Introduction
Intel may very well go down in history as the first processor manufacturer with a desktop dual-core solution, if only by three days. Its Pentium Extreme Edition 840, which we
previewed in early April, may not be widely available as an add-in part; however, Dell is already selling workstation systems that center on the chip. When the do-it-yourself community will see any of these processors is anyone’s guess, though.
That’s of seemingly little consequence to AMD. Rather than target the desktop workspace with dual-core, it’s going after the same market that originally embraced Opteron--servers and high-end workstations. There’s quite a bit of chest-thumping going on the AMD camp, partly because it feels that the real market for dual-core is that higher-end of the spectrum and partly because AMD’s architecture seems much better suited for multiple processing cores interacting with each other. Indeed, Pat Patla, director of server and workstation marketing at AMD is quick to point out that right from the inception of its design, Opteron was designed to accommodate dual-core processing. Of course, a lot of people seem to forget that at the end of the day, it doesn’t matter who has the more elegant implementation. It’s the better performer that will take home the accolades.

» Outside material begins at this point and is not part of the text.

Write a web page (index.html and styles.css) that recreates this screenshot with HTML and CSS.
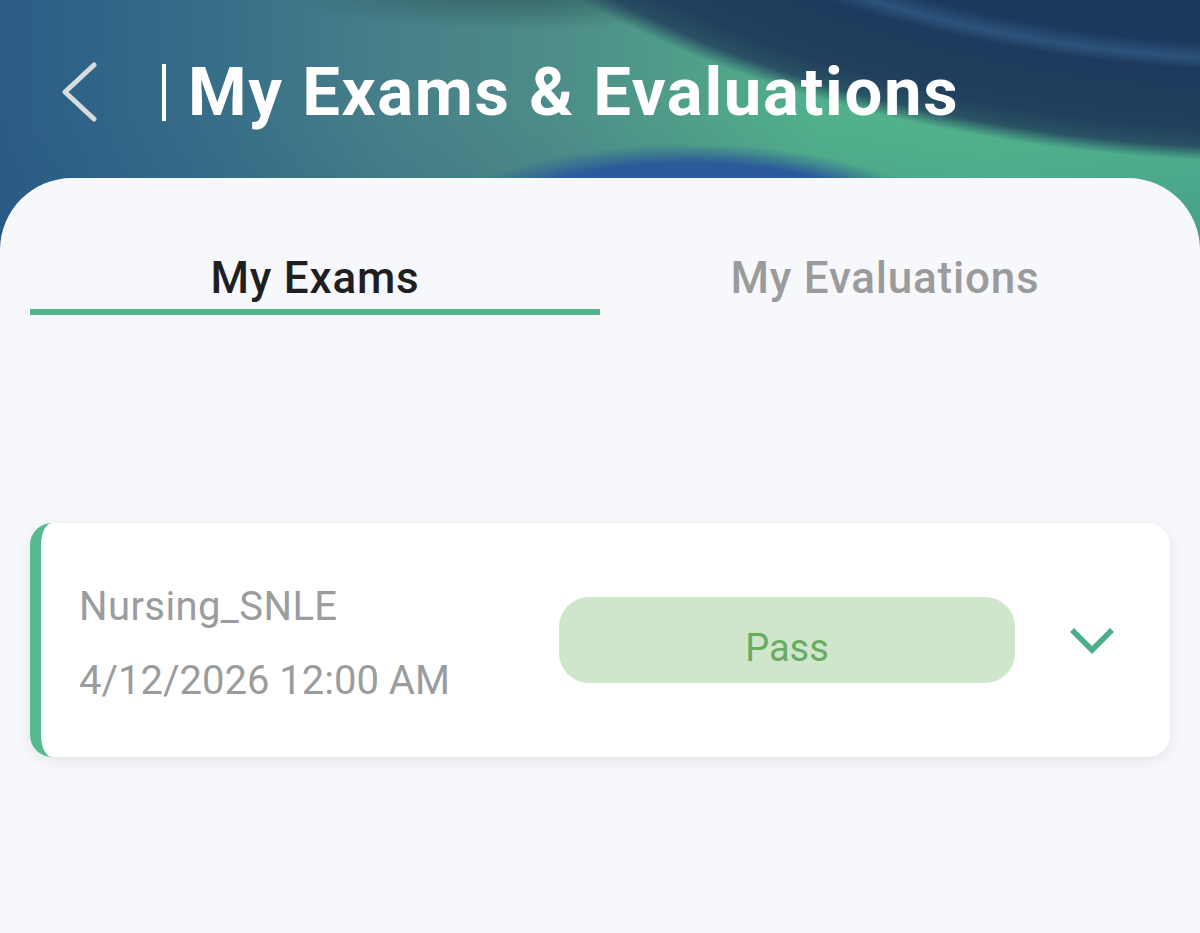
FILE: index.html
```html
<!DOCTYPE html>
<html lang="en">
  <head>
    <meta charset="UTF-8" />
    <meta name="viewport" content="width=device-width, initial-scale=1.0" />
    <title>My Exams &amp; Evaluations</title>
    <link rel="stylesheet" href="styles.css">
  </head>
  <body>
    <div class="page">
      <header class="top-bar">
        <button class="back-button" aria-label="Back">
          <svg width="38" height="60" viewBox="0 0 38 60">
            <path d="M34 3 L5 30 L34 57" fill="none" stroke="#d9dcdf" stroke-width="5" stroke-linecap="round" stroke-linejoin="round" />
          </svg>
        </button>
        <span class="title-divider"></span>
        <h1 class="page-title">My Exams &amp; Evaluations</h1>
      </header>

      <main class="sheet">
        <nav class="tabs">
          <div class="tab active">My Exams</div>
          <div class="tab">My Evaluations</div>
        </nav>

        <ul class="exam-list">
          <li class="exam-card">
            <div class="exam-info">
              <p class="exam-name">Nursing_SNLE</p>
              <p class="exam-date">4/12/2026 12:00 AM</p>
            </div>
            <span class="status-pill pass">Pass</span>
            <button class="expand-button" aria-label="Expand">
              <svg width="44" height="26" viewBox="0 0 44 26">
                <path d="M4 4 L22 22 L40 4" fill="none" stroke="#4caf8a" stroke-width="5.5" stroke-linecap="square" />
              </svg>
            </button>
          </li>
        </ul>
      </main>
    </div>
  </body>
</html>
```

FILE: styles.css
```css
* {
  box-sizing: border-box;
  font-family: Roboto, "Noto Sans", sans-serif;
  margin: 0;
}
body {
  background-color: #f7f8fc;
}
.page {
  width: 1200px;
  min-height: 933px;
  background-color: #f7f8fc;
  background-image:
    /* blue wave under the title */
    radial-gradient(ellipse 260px 88px at 690px 232px, #2b5ea2 0%, #2a5a9a 78%, rgba(42, 90, 154, 0) 100%),
    /* light streak in the navy area */
    radial-gradient(ellipse 800px 372px at 1300px -300px, rgba(60, 110, 160, 0) 93%, rgba(58, 105, 150, 0.55) 97%, rgba(60, 110, 160, 0) 100%),
    /* navy top right */
    radial-gradient(ellipse 947px 463px at 1300px -300px, #1a3457 0%, #1c395c 78%, #213f5d 93%, rgba(34, 66, 92, 0.85) 97%, rgba(34, 66, 92, 0) 100%),
    /* dark shade at the top middle */
    radial-gradient(ellipse 240px 40px at 520px -10px, rgba(45, 85, 90, 0.8) 0%, rgba(45, 85, 90, 0) 100%),
    linear-gradient(180deg, rgba(30, 70, 120, 0) 45%, rgba(30, 70, 120, 0.18) 100%),
    linear-gradient(90deg, #2b5c87 0%, #376e88 18%, #467f89 32%, #4d8c88 46%, #4f9d89 56%, #51b08b 68%, #52b48c 82%, #4fb08d 100%);
  background-size: 100% 260px;
  background-repeat: no-repeat;
}

/* header */
.top-bar {
  height: 178px;
  display: flex;
  align-items: center;
  padding: 6px 0 0 60px;
}
.back-button {
  background: none;
  border: none;
  padding: 0;
  display: flex;
  cursor: pointer;
}
.title-divider {
  width: 4px;
  height: 57px;
  background-color: #ffffff;
  margin: 0 22px 0 64px;
}
.page-title {
  color: #ffffff;
  font-size: 67px;
  font-weight: 700;
  line-height: 1;
  letter-spacing: 1.7px;
}

/* white sheet */
.sheet {
  min-height: 755px;
  background-color: #f7f8fc;
  border-radius: 72px 72px 0 0;
  padding: 72px 30px 0 30px;
}
.tabs {
  display: flex;
}
.tab {
  flex: 1;
  text-align: center;
  font-size: 44px;
  font-weight: 500;
  line-height: 56px;
  padding-bottom: 3px;
  border-bottom: 6px solid transparent;
  color: #9b9b9b;
  letter-spacing: 0.8px;
}
.tab.active {
  color: #1f1f1f;
  border-bottom-color: #53b38c;
}

/* exams */
.exam-list {
  list-style-type: none;
  padding: 0;
  margin-top: 208px;
}
.exam-card {
  display: flex;
  align-items: center;
  height: 234px;
  background-color: #ffffff;
  border-left: 11px solid #55bb8f;
  border-radius: 22px;
  box-shadow: 0 4px 14px rgba(0, 0, 0, 0.08);
  padding: 8px 0 0 38px;
}
.exam-info {
  width: 480px;
}
.exam-name,
.exam-date {
  font-size: 40px;
  line-height: 50px;
  color: #9a9c9e;
}
.exam-name {
  letter-spacing: 0.4px;
}
.exam-date {
  margin-top: 24px;
}
.status-pill {
  width: 456px;
  height: 86px;
  border-radius: 30px;
  display: flex;
  align-items: center;
  justify-content: center;
  font-size: 38px;
  margin-top: -8px;
  padding-top: 15px;
}
.status-pill.pass {
  background-color: #cfe6cd;
  color: #6aab63;
}
.expand-button {
  background: none;
  border: none;
  padding: 0;
  margin: -6px 0 0 55px;
  display: flex;
  cursor: pointer;
}
```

Fortunately, today’s announcement and release of the AMD Opteron 100-, 200-, and 800-series of dual-core processors gives us a much clearer picture of who will be faster (in addition to whose implementation is prettiest, if that matters to you). We have at our disposal Intel’s Pentium Extreme Edition 840, at 3.2GHz, which was previously previewed, AMD’s Athlon 64 FX-55, the current performance champ in a majority of gaming environments, AMD’s Opteron 252, a 2.6GHz equivalent to the FX constrained to registered memory and a 940-pin interface, and the Opteron 875, a production dual-core sample running at 2.2GHz and priced in excess of its weight in gold. It doesn’t have the same residual value but, well, that’s another matter entirely…
On a side note, both Intel and AMD lament the fact that the other announces product well ahead of availability, but it’s interesting to note that they continue to do the same thing themselves. Intel is skirting the problem to some degree by making a select number of Extreme Edition processors available to Dell at excruciatingly high prices, while AMD releases the dual-core Opteron and announces its desktop lineup with an anticipated ship date months away. Opteron systems should be available at launch from preferred system builders, such as HP, but the white box folks won’t have much. Neither company is innocent here; and we should all bear in mind that dual-core is much rarer in the wild than the flood of previews would indicate.